MvS: “I felt the themes are so interesting and keep changing and our perception of the piece changes over time. To be honest, Belonging(s) was done before Brexit and the migrant crisis and so many things in the world have happened, so how you read Belonging(s) has changed over time. So, the way the world has developed over the last four years has kept me interested and I can’t let it go yet.
“Act One is a continuation of Belonging(s) but Act Two is something quite new and explores new areas. It looks at the notion of belonging in a private way. It’s more than a place to stay or being native to a town or area. It’s much more personal, looking more at family identity – it’s more about emotional belonging rather than inhabiting a physical space.
“We look at the notion of belonging in the post-Brexit landscape and how does it matter where you are born, if your home and your roots are somewhere else. Surely, it is your emotional connection to where you live that is important. We are all human and we all help form a community.
So with an inter-generational cast, does time play a big part in this production?
MvS: “Over time your sense of identity changes.

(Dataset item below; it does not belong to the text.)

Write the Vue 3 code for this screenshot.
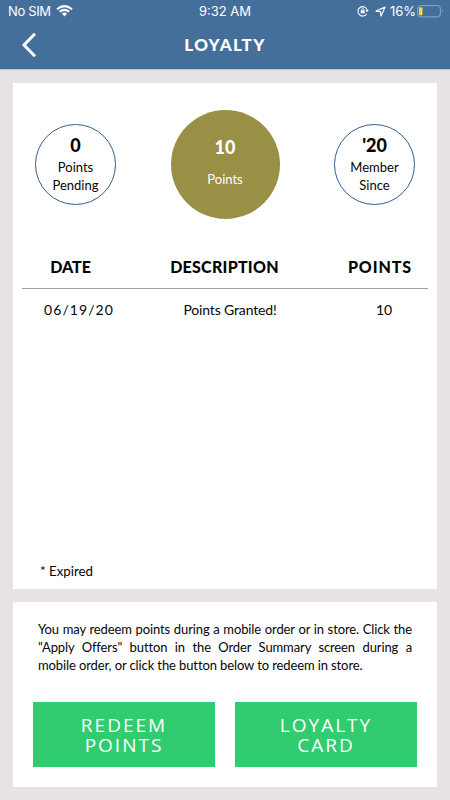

In Act Two we explore how your personality and preconceptions change how you view the world and what you regard as home. Hopefully it will make the audience think about their own preconceptions.
“Hopefully it will act as a mirror and will reflect back our own interpretation of it. The relationships on stage are quite ambiguous, so it will be interpreted quite differently by different viewers and it may make you ask why am I viewing it in this way?
“So, to answer your question, having a range of ages on stage creates a different dynamic. I have been working with older performers since 2002 which I really enjoy because the same movement gets interpreted differently when performed by someone older. A performer over 65 performing an action is read differently to a body of 25 performing the same move. How you read relationships on stage changes when age enters the equation. It will be fascinating to see how audiences respond.”
Constructions of Thin Air, by Maresa von Stockert, Tilted Productions, is at the Jerwood DanceHouse, Ipswich tomorrow at 7.30pm.